Dazzled by the “Progress of the Nation,” statistics dancing before his eyes, the Chancellor of the Exchequer exclaims in wild ecstasy: —

“From 1842 to 1852 the taxable income of the country increased by six per cent.; in the eight years from 1853 to 1861 it has increased from the basis taken in 1853 20 per cent.: the fact is so astonishing as to be almost incredible.”

“This intoxicating augmentation of wealth and power,” adds Mr.
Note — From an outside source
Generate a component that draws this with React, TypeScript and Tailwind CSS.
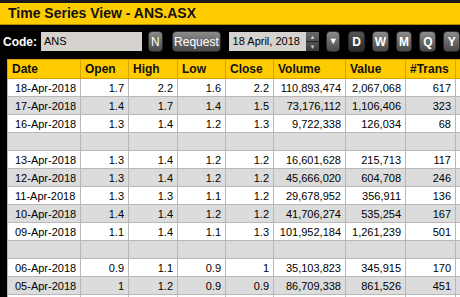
import React from "react";

type Row = string[] | null;

const rows: Row[] = [
  ["18-Apr-2018", "1.7", "2.2", "1.6", "2.2", "110,893,474", "2,067,068", "617"],
  ["17-Apr-2018", "1.4", "1.7", "1.4", "1.5", "73,176,112", "1,106,406", "323"],
  ["16-Apr-2018", "1.3", "1.4", "1.2", "1.3", "9,722,338", "126,034", "68"],
  null,
  ["13-Apr-2018", "1.3", "1.4", "1.2", "1.2", "16,601,628", "215,713", "117"],
  ["12-Apr-2018", "1.3", "1.4", "1.2", "1.2", "45,666,020", "604,708", "246"],
  ["11-Apr-2018", "1.3", "1.3", "1.1", "1.2", "29,678,952", "356,911", "136"],
  ["10-Apr-2018", "1.4", "1.4", "1.2", "1.2", "41,706,274", "535,254", "167"],
  ["09-Apr-2018", "1.1", "1.4", "1.1", "1.3", "101,952,184", "1,261,239", "501"],
  null,
  ["06-Apr-2018", "0.9", "1.1", "0.9", "1", "35,103,823", "345,915", "170"],
  ["05-Apr-2018", "1", "1.2", "0.9", "0.9", "86,709,338", "861,526", "451"],
  null,
];

const headers = ["Date", "Open", "High", "Low", "Close", "Volume", "Value", "#Trans", ""];
const widths = ["w-[73px]", "w-[48px]", "w-[49px]", "w-[48px]", "w-[48px]", "w-[72px]", "w-[60px]", "w-[50px]", "w-[40px]"];

function DarkButton({ label, active, className }: { label: string; active?: boolean; className?: string }) {
  return (
    <div
      className={`flex h-[21px] items-center justify-center rounded-[4px] border border-[#2a2a2a] text-white ${
        active ? "bg-gradient-to-b from-[#555] to-[#2a2a2a]" : "bg-gradient-to-b from-[#8c8c8c] to-[#4a4a4a]"
      } ${className ?? ""}`}
    >
      {label}
    </div>
  );
}

export default function App() {
  return (
    <div
      className="h-[297px] w-[460px] overflow-hidden bg-black"
      style={{ fontFamily: "'Liberation Sans', Arial, sans-serif" }}
    >
      <div className="h-[3px] bg-[#1a1a1a]" />
      <div className="flex h-[22px] items-center border-b border-[#b08a00] bg-[#ffcc00] pl-[8px]">
        <span className="whitespace-nowrap text-[14px] font-bold text-[#111]">Time Series View - ANS.ASX</span>
      </div>

      <div className="flex h-[33px] items-center pl-[3px]">
        <span className="mr-[4px] text-[12px] font-bold text-white">Code:</span>
        <div className="flex h-[19px] w-[102px] items-center bg-[#d6d3ce] pl-[3px] text-[11px] text-black">ANS</div>
        <DarkButton label="N" className="ml-[6px] w-[16px] text-[12px]" />
        <DarkButton label="Request" className="ml-[9px] w-[49px] text-[12px]" />
        <div className="ml-[8px] flex h-[19px] w-[78px] items-center whitespace-nowrap bg-[#d6d3ce] pl-[4px] text-[11px] text-black">
          18 April, 2018
        </div>
        <div className="flex h-[19px] w-[14px] flex-col bg-gradient-to-b from-[#6a6a6a] to-[#3a3a3a]">
          <div className="flex flex-1 items-center justify-center text-[6px] leading-none text-[#ccc]">▲</div>
          <div className="flex flex-1 items-center justify-center border-t border-[#222] text-[6px] leading-none text-[#ccc]">▼</div>
        </div>
        <DarkButton label="▼" className="ml-[7px] w-[14px] text-[9px]" />
        <DarkButton label="D" active className="ml-[8px] w-[17px] text-[12px] font-bold" />
        <DarkButton label="W" className="ml-[7px] w-[17px] text-[12px] font-bold" />
        <DarkButton label="M" className="ml-[7px] w-[17px] text-[12px] font-bold" />
        <DarkButton label="Q" className="ml-[7px] w-[17px] text-[12px] font-bold" />
        <DarkButton label="Y" className="ml-[7px] w-[17px] text-[12px] font-bold" />
      </div>

      <div className="mt-[1px] pl-[7px]">
        <table className="w-[488px] table-fixed border-collapse">
          <thead>
            <tr className="h-[19px] bg-[#ffcc00]">
              {headers.map((h, i) => (
                <th
                  key={i}
                  className={`${widths[i]} whitespace-nowrap border border-[#d9a400] px-[4px] text-left text-[12px] font-bold leading-[16px] text-[#111]`}
                >
                  {h}
                </th>
              ))}
            </tr>
          </thead>
          <tbody>
            {rows.map((r, ri) => {
              const cells = r ?? ["", "", "", "", "", "", "", ""];
              const gray = ri % 2 === 1;
              return (
                <tr key={ri} className={`h-[18px] ${gray ? "bg-[#dcdcdc]" : "bg-white"}`}>
                  {cells.map((c, ci) => (
                    <td
                      key={ci}
                      className={`overflow-hidden whitespace-nowrap border border-[#b8b8b8] text-[11px] leading-[16px] text-black ${
                        ci === 0 ? "pl-[7px] text-left" : "pr-[4px] text-right"
                      }`}
                    >
                      {c}
                    </td>
                  ))}
                  <td className="border border-[#b8b8b8]" />
                </tr>
              );
            })}
          </tbody>
        </table>
      </div>
    </div>
  );
}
Gladstone, “ is entirely confined to classes of property.”


If you want to know under what conditions of broken health, tainted morals, and mental ruin, that “intoxicating augmentation of wealth and power entirely confined to classes of property ” was, and is being produced by the classes of labour, look to the picture hung up in the last “Public Health Report” of the workshops of tailors, printers and dressmakers. Compare the “Report of the Children’s Employment Commission” of 1863 where, it is stated, for instance, that: —


“The potters as a class, both men and women, represent a much degenerated population, both physically and mentally,”

that the unhealthy child “is an unhealthy parent in his turn,” that a progressive deterioration of the race must go on and that “the degenerescence of the population would be even greater were it not for the constant recruiting from the adjacent country, and the intermarriages with more healthy races.” Glance at M. Tremenheere’s Blue Book on the “Grievances complained of by the Journeymen Bakers.” And who has not shuddered at the paradoxical statement made by the inspectors of factories, and illustrated by the. Registrar-General, that the Lancashire operatives, while put upon the distress pittance of food, were actually improving in health, because of their temporary exclusion by the cotton famine from the cotton factory, and that the mortality of the children was decreasing, because their mothers were now at last allowed to give them instead of Godfrey’s cordial their own breasts.


Again reverse the medal. The Income and Property Tax Returns, laid before the House of Commons on July 20th, 1864, teach us that the persons with yearly incomes valued by the tax gatherer at £50,000 and upwards, had, from April 5th, 1862, to April 5th, 1863, been joined by a dozen and one, their number having increased in that single year from 67 to 80. The same returns disclose the fact that about 3,000 persons divide amongst themselves a yearly income of about £25,000,000 sterling, rather more than the total revenue doled out annually to the whole mass of the agricultural labourers of England and Wales. Open the Census of 1861, and you will find that the number of the male landed proprietors of England and Wales had decreased from 16,934 in 1851 to 15,066 in 1861, so that the concentration of land had grown in ten years 11 per cent. If the concentration of the soil of the country in a few hands proceeds at the same rate the land question will become singularly simplified, as it had become in the Roman Empire, when Nero grinned at the discovery that half the province of Africa was owned by six gentlemen.